Les Séminaires REPARTI à l'Université Laval ont lieu le vendredi à 11h30.
Veuillez consulter le programme pour plus de détails.







Oct 8 2010 11:30AM

Hamid Chinaei
Laboratoire DAMAS
Département d'informatique et de génie logiciel, U. Laval

Inverse Reinforcement Learning for Dialogue Management


Reinforcement Learning (RL) is a learning and planning method which can be used as a formal optimization framework for minimizing a cost function. In particular, it can be used in dialogue management for learning dialogue plans where we deal with the problem of curse of dimensionality in dialog situations. As a result, also the learned dialogue plans are more detailed compared to the hand-crafted ones.

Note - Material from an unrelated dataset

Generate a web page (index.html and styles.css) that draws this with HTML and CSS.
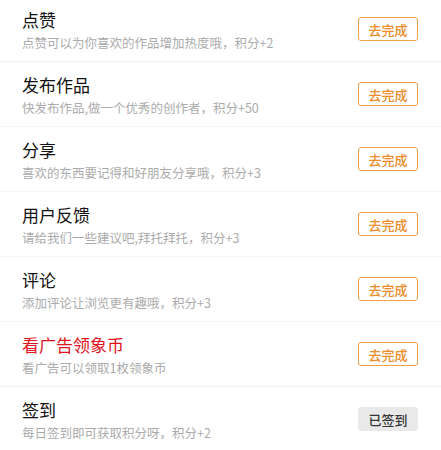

However, the numerical assignment of the costs in RL framework is itself hand-crafted. As such, Inverse Reinforcement Learning (IRL) tries to first learn the cost function based on expert behaviour. That is, the cost function which the expert designers implicitly tried to optimize, and is inherent in the dialog trajectories. In this presentation, I briefly go through reinforcement learning for dialogue management followed by what Inverse Reinforcement Learning is. Then, I describe two IRL algorithms: the first one uses a complete 'oracle' model of the user and system, and the second is designed to use only logs of users interacting with a deployed system.. Finally, I explain the experiments we did on toy problems followed by discussion at the end.